Purtroppo, poiché l’Eurozona funziona come un summit permanente delle diplomazie dei vari paesi e non come uno stato democratico, i diktat del più forte tendono a prevalere. Il motivo per cui nessuno Stato può opporsi alle condizioni proposte dalla Germania è che quest’ultima ha la chiave dei forzieri: ogni iniezione di liquidità della Banca Centrale Europea si fa – sostanzialmente – con i soldi della Germania, ed è quest’ultima che ha maggior potere negoziale quando si discutono regolamenti di carattere finanziario.

Il problema è che in questo modo si raggiungono compromessi sbagliati e rischiosi che possono potenzialmente portare a una nuova crisi, invece di ragionare insieme per trovare una soluzione duratura che sia la “migliore” possibile.

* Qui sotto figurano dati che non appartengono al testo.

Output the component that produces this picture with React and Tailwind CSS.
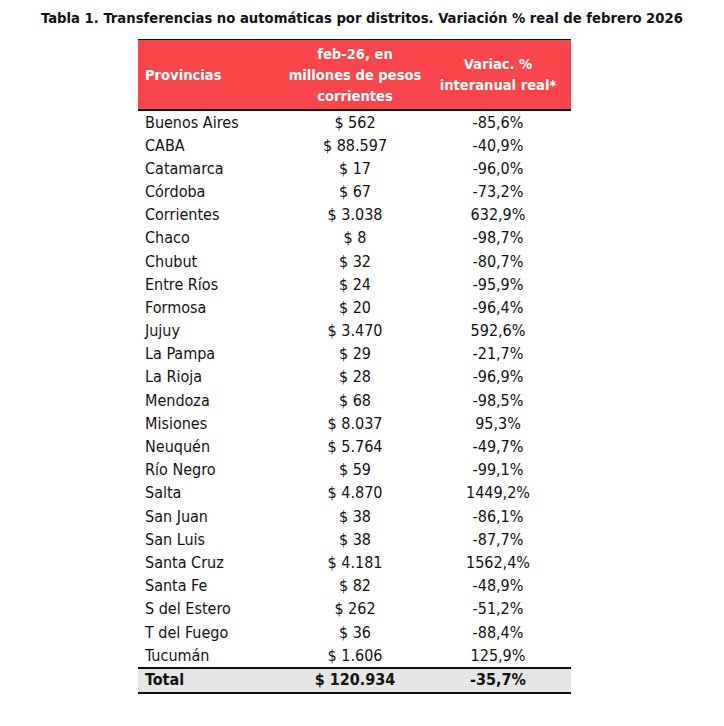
const rows = [
  ['Buenos Aires', '$ 562', '-85,6%'],
  ['CABA', '$ 88.597', '-40,9%'],
  ['Catamarca', '$ 17', '-96,0%'],
  ['Córdoba', '$ 67', '-73,2%'],
  ['Corrientes', '$ 3.038', '632,9%'],
  ['Chaco', '$ 8', '-98,7%'],
  ['Chubut', '$ 32', '-80,7%'],
  ['Entre Ríos', '$ 24', '-95,9%'],
  ['Formosa', '$ 20', '-96,4%'],
  ['Jujuy', '$ 3.470', '592,6%'],
  ['La Pampa', '$ 29', '-21,7%'],
  ['La Rioja', '$ 28', '-96,9%'],
  ['Mendoza', '$ 68', '-98,5%'],
  ['Misiones', '$ 8.037', '95,3%'],
  ['Neuquén', '$ 5.764', '-49,7%'],
  ['Río Negro', '$ 59', '-99,1%'],
  ['Salta', '$ 4.870', '1449,2%'],
  ['San Juan', '$ 38', '-86,1%'],
  ['San Luis', '$ 38', '-87,7%'],
  ['Santa Cruz', '$ 4.181', '1562,4%'],
  ['Santa Fe', '$ 82', '-48,9%'],
  ['S del Estero', '$ 262', '-51,2%'],
  ['T del Fuego', '$ 36', '-88,4%'],
  ['Tucumán', '$ 1.606', '125,9%'],
]

export default function App() {
  return (
    <div className="w-[724px] h-[726px] bg-white text-[#111] font-['DejaVu_Sans_Condensed',sans-serif]">
      <h1 className="pt-[9px] text-center text-[14.7px] leading-[18px] font-bold whitespace-nowrap">
        Tabla 1. Transferencias no automáticas por distritos. Variación % real de febrero 2026
      </h1>
      <table className="ml-[138px] mt-[12px] w-[433px] border-collapse text-[16px]">
        <thead>
          <tr className="bg-[#f8464b] text-white font-bold text-[14.6px] border-t border-b-2 border-[#111] leading-[21px] whitespace-nowrap">
            <th className="w-[147px] h-[70px] p-0 pl-[7px] text-left">Provincias</th>
            <th className="w-[140px] p-0 text-center">feb-26, en<br />millones de pesos<br />corrientes</th>
            <th className="p-0 text-center">Variac. %<br />interanual real*</th>
          </tr>
        </thead>
        <tbody>
          {rows.map(([p, v, pct]) => (
            <tr key={p} className="h-[23.2px] leading-[23px]">
              <td className="p-0 pl-[7px]">{p}</td>
              <td className="p-0 text-center">{v}</td>
              <td className="p-0 text-center">{pct}</td>
            </tr>
          ))}
          <tr className="h-[25px] bg-[#e6e6e6] font-bold border-t-2 border-b-2 border-[#111] leading-[22px]">
            <td className="p-0 pl-[7px]">Total</td>
            <td className="p-0 text-center">$ 120.934</td>
            <td className="p-0 text-center">-35,7%</td>
          </tr>
        </tbody>
      </table>
    </div>
  )
}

È giusto puntare su una gestione ferma della spesa pubblica, su tagli agli sprechi e sul rigore finanziario, come suggeriscono i tedeschi: tuttavia, bisogna riflettere profondamente

sulla futura governance dell’Eurozona, per evitare i rischi che i “compromessi diplomatici” aprano la strada a soluzioni di “policy” sostanzialmente prive di legittimazione nella forma e inadeguate nella sostanza.